I've started this post several times but, whatever I started to express seemed somehow irrelevant. It's not that any of my postings has much intrinsic merit, only that which a particular reader may put upon it alongside its utilitarian value, to the writer, as a discipline which places some kind of order or value on the (recorded) aspects of their everyday experiences.
No matter what I set out to express or recount this time, one primary event seemed to overshadow it. After a few rollercoaster years of brain tumour induced ill health Kate, Cathy's lifetime friend , finally lost her battle shortly after her 30th birthday, and nine months after the birth of her wonderful son Joseph. There are times that I consider myself "good with words" but then at others, on occasions like this, the appropriate words just won't fall into place. Come to that I can't even wrestle them into place!

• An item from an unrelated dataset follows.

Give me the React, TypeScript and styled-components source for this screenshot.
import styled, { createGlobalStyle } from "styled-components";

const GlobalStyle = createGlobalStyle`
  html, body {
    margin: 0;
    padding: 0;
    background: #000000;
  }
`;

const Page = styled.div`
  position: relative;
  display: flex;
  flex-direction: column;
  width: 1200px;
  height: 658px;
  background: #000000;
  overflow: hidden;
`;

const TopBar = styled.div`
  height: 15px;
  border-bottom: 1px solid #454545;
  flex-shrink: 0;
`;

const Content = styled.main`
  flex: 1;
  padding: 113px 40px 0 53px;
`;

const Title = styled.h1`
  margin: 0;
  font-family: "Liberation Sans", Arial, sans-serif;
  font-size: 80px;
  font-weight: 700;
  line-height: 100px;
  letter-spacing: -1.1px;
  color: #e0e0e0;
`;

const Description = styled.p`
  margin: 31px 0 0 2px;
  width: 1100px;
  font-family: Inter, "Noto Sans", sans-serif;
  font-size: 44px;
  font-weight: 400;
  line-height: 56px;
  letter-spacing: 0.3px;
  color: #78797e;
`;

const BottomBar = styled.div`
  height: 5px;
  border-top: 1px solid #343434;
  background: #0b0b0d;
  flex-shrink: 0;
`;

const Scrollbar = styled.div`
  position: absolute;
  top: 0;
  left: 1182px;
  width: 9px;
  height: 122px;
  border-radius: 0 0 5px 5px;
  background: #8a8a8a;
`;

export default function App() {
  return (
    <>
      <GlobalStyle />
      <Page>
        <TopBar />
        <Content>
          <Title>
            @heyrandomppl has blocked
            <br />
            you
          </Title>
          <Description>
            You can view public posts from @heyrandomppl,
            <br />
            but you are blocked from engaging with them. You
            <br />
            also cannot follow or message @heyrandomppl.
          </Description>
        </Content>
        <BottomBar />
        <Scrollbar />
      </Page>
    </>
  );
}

I can't see how anyone who ever met Kate could fail to be touched by the warmth of her smile, a heartwarming smile which she could still display, even whilst undergoing some of the most distressing and disorienting effects of her illness. At times she seemed to defy the expectations of the doctors who treated her; a sturdy determination underlay a vulnerable frame as she once more fulfilled the desire to be back home with her husband and son, rather than laying in a hospital bed.
Cathy feels as if she has lost a part of herself; this is a loss for which there can never be a replacement, a very special friendship - that of kindred spirits - since pre-schooldays. My thoughts and prayers go out to all her family. The world is a poorer place for her passing but, the community of saints has been greatly enriched.